▸ **Information shown**:

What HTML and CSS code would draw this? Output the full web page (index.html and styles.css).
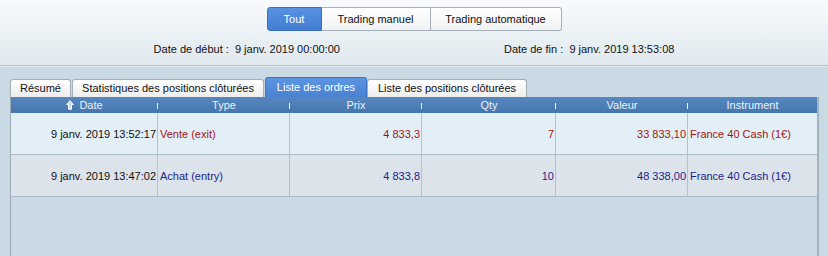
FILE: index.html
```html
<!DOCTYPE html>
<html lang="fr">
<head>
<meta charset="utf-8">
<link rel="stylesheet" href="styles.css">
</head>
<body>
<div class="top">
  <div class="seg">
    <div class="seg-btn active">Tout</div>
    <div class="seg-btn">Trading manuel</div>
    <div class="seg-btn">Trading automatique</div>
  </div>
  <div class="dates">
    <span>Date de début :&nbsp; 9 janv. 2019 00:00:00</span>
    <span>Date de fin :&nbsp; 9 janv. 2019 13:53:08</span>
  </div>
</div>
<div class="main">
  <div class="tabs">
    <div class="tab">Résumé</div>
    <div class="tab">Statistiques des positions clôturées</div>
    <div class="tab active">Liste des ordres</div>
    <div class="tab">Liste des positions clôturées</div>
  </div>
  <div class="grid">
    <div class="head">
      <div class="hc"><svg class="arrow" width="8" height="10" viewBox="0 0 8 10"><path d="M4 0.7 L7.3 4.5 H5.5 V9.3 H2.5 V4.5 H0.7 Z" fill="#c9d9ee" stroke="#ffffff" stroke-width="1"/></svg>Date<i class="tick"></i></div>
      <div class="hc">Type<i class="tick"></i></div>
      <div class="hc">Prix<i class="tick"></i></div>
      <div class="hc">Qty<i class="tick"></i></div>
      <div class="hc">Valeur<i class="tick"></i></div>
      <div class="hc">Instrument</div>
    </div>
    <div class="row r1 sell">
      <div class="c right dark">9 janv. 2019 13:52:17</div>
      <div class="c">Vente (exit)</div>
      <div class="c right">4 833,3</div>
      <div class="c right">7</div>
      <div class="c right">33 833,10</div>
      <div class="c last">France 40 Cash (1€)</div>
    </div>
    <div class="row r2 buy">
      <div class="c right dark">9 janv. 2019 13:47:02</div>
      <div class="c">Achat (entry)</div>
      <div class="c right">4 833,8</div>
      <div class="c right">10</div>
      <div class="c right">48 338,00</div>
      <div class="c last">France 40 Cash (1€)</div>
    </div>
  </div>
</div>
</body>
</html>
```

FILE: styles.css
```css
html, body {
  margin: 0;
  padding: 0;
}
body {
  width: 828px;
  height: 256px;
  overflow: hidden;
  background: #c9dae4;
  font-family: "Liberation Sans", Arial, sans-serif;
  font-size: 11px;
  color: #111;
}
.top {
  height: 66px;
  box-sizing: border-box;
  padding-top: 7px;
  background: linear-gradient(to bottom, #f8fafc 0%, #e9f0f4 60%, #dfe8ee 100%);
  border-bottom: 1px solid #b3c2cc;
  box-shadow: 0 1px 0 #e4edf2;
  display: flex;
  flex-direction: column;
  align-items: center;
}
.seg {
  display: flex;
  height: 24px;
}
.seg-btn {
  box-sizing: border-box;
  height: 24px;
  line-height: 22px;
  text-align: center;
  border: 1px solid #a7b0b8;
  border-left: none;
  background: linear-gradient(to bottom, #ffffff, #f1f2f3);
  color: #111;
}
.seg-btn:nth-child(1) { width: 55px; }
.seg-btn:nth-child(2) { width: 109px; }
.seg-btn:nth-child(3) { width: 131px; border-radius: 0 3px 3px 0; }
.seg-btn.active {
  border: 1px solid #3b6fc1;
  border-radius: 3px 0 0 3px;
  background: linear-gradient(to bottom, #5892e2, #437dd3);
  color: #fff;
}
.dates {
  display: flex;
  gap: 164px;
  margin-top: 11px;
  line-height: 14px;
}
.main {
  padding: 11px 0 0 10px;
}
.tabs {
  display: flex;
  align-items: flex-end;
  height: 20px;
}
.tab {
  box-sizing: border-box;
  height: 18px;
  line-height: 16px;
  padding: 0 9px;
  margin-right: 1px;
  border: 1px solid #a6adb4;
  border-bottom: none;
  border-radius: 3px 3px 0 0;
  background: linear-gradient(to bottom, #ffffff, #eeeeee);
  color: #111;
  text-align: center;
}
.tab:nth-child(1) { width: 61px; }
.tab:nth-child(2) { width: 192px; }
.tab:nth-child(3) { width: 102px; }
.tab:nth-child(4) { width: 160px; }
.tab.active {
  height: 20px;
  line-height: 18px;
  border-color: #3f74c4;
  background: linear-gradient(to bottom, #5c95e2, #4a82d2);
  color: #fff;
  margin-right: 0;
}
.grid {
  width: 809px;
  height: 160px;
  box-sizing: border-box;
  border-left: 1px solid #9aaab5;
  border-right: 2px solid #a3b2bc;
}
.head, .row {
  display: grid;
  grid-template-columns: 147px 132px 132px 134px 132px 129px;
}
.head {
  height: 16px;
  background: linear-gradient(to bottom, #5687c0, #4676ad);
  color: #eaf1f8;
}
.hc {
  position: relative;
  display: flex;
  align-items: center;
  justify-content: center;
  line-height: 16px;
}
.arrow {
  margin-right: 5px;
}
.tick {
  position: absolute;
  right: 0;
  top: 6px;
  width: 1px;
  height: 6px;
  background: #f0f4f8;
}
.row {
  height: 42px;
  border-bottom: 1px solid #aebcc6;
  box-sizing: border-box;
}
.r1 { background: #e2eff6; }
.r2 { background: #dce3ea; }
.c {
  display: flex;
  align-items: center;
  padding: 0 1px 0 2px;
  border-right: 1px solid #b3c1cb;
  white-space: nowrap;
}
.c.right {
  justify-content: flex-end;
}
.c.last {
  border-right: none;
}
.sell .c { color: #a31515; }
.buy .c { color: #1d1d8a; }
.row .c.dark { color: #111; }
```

▸ **Goal of the exercise**: All the lines above are to be reproduced exactly, except the pictures.

▸ **Written answer**:
What HTML and CSS code would draw this? Output the full web page (index.html and styles.css).
FILE: index.html
```html
<!DOCTYPE html>
<html lang="fr">
<head>
<meta charset="utf-8">
<link rel="stylesheet" href="styles.css">
</head>
<body>
<div class="top">
  <div class="seg">
    <div class="seg-btn active">Tout</div>
    <div class="seg-btn">Trading manuel</div>
    <div class="seg-btn">Trading automatique</div>
  </div>
  <div class="dates">
    <span>Date de début :&nbsp; 9 janv. 2019 00:00:00</span>
    <span>Date de fin :&nbsp; 9 janv. 2019 13:53:08</span>
  </div>
</div>
<div class="main">
  <div class="tabs">
    <div class="tab">Résumé</div>
    <div class="tab">Statistiques des positions clôturées</div>
    <div class="tab active">Liste des ordres</div>
    <div class="tab">Liste des positions clôturées</div>
  </div>
  <div class="grid">
    <div class="head">
      <div class="hc"><svg class="arrow" width="8" height="10" viewBox="0 0 8 10"><path d="M4 0.7 L7.3 4.5 H5.5 V9.3 H2.5 V4.5 H0.7 Z" fill="#c9d9ee" stroke="#ffffff" stroke-width="1"/></svg>Date<i class="tick"></i></div>
      <div class="hc">Type<i class="tick"></i></div>
      <div class="hc">Prix<i class="tick"></i></div>
      <div class="hc">Qty<i class="tick"></i></div>
      <div class="hc">Valeur<i class="tick"></i></div>
      <div class="hc">Instrument</div>
    </div>
    <div class="row r1 sell">
      <div class="c right dark">9 janv. 2019 13:52:17</div>
      <div class="c">Vente (exit)</div>
      <div class="c right">4 833,3</div>
      <div class="c right">7</div>
      <div class="c right">33 833,10</div>
      <div class="c last">France 40 Cash (1€)</div>
    </div>
    <div class="row r2 buy">
      <div class="c right dark">9 janv. 2019 13:47:02</div>
      <div class="c">Achat (entry)</div>
      <div class="c right">4 833,8</div>
      <div class="c right">10</div>
      <div class="c right">48 338,00</div>
      <div class="c last">France 40 Cash (1€)</div>
    </div>
  </div>
</div>
</body>
</html>
```

FILE: styles.css
```css
html, body {
  margin: 0;
  padding: 0;
}
body {
  width: 828px;
  height: 256px;
  overflow: hidden;
  background: #c9dae4;
  font-family: "Liberation Sans", Arial, sans-serif;
  font-size: 11px;
  color: #111;
}
.top {
  height: 66px;
  box-sizing: border-box;
  padding-top: 7px;
  background: linear-gradient(to bottom, #f8fafc 0%, #e9f0f4 60%, #dfe8ee 100%);
  border-bottom: 1px solid #b3c2cc;
  box-shadow: 0 1px 0 #e4edf2;
  display: flex;
  flex-direction: column;
  align-items: center;
}
.seg {
  display: flex;
  height: 24px;
}
.seg-btn {
  box-sizing: border-box;
  height: 24px;
  line-height: 22px;
  text-align: center;
  border: 1px solid #a7b0b8;
  border-left: none;
  background: linear-gradient(to bottom, #ffffff, #f1f2f3);
  color: #111;
}
.seg-btn:nth-child(1) { width: 55px; }
.seg-btn:nth-child(2) { width: 109px; }
.seg-btn:nth-child(3) { width: 131px; border-radius: 0 3px 3px 0; }
.seg-btn.active {
  border: 1px solid #3b6fc1;
  border-radius: 3px 0 0 3px;
  background: linear-gradient(to bottom, #5892e2, #437dd3);
  color: #fff;
}
.dates {
  display: flex;
  gap: 164px;
  margin-top: 11px;
  line-height: 14px;
}
.main {
  padding: 11px 0 0 10px;
}
.tabs {
  display: flex;
  align-items: flex-end;
  height: 20px;
}
.tab {
  box-sizing: border-box;
  height: 18px;
  line-height: 16px;
  padding: 0 9px;
  margin-right: 1px;
  border: 1px solid #a6adb4;
  border-bottom: none;
  border-radius: 3px 3px 0 0;
  background: linear-gradient(to bottom, #ffffff, #eeeeee);
  color: #111;
  text-align: center;
}
.tab:nth-child(1) { width: 61px; }
.tab:nth-child(2) { width: 192px; }
.tab:nth-child(3) { width: 102px; }
.tab:nth-child(4) { width: 160px; }
.tab.active {
  height: 20px;
  line-height: 18px;
  border-color: #3f74c4;
  background: linear-gradient(to bottom, #5c95e2, #4a82d2);
  color: #fff;
  margin-right: 0;
}
.grid {
  width: 809px;
  height: 160px;
  box-sizing: border-box;
  border-left: 1px solid #9aaab5;
  border-right: 2px solid #a3b2bc;
}
.head, .row {
  display: grid;
  grid-template-columns: 147px 132px 132px 134px 132px 129px;
}
.head {
  height: 16px;
  background: linear-gradient(to bottom, #5687c0, #4676ad);
  color: #eaf1f8;
}
.hc {
  position: relative;
  display: flex;
  align-items: center;
  justify-content: center;
  line-height: 16px;
}
.arrow {
  margin-right: 5px;
}
.tick {
  position: absolute;
  right: 0;
  top: 6px;
  width: 1px;
  height: 6px;
  background: #f0f4f8;
}
.row {
  height: 42px;
  border-bottom: 1px solid #aebcc6;
  box-sizing: border-box;
}
.r1 { background: #e2eff6; }
.r2 { background: #dce3ea; }
.c {
  display: flex;
  align-items: center;
  padding: 0 1px 0 2px;
  border-right: 1px solid #b3c1cb;
  white-space: nowrap;
}
.c.right {
  justify-content: flex-end;
}
.c.last {
  border-right: none;
}
.sell .c { color: #a31515; }
.buy .c { color: #1d1d8a; }
.row .c.dark { color: #111; }
```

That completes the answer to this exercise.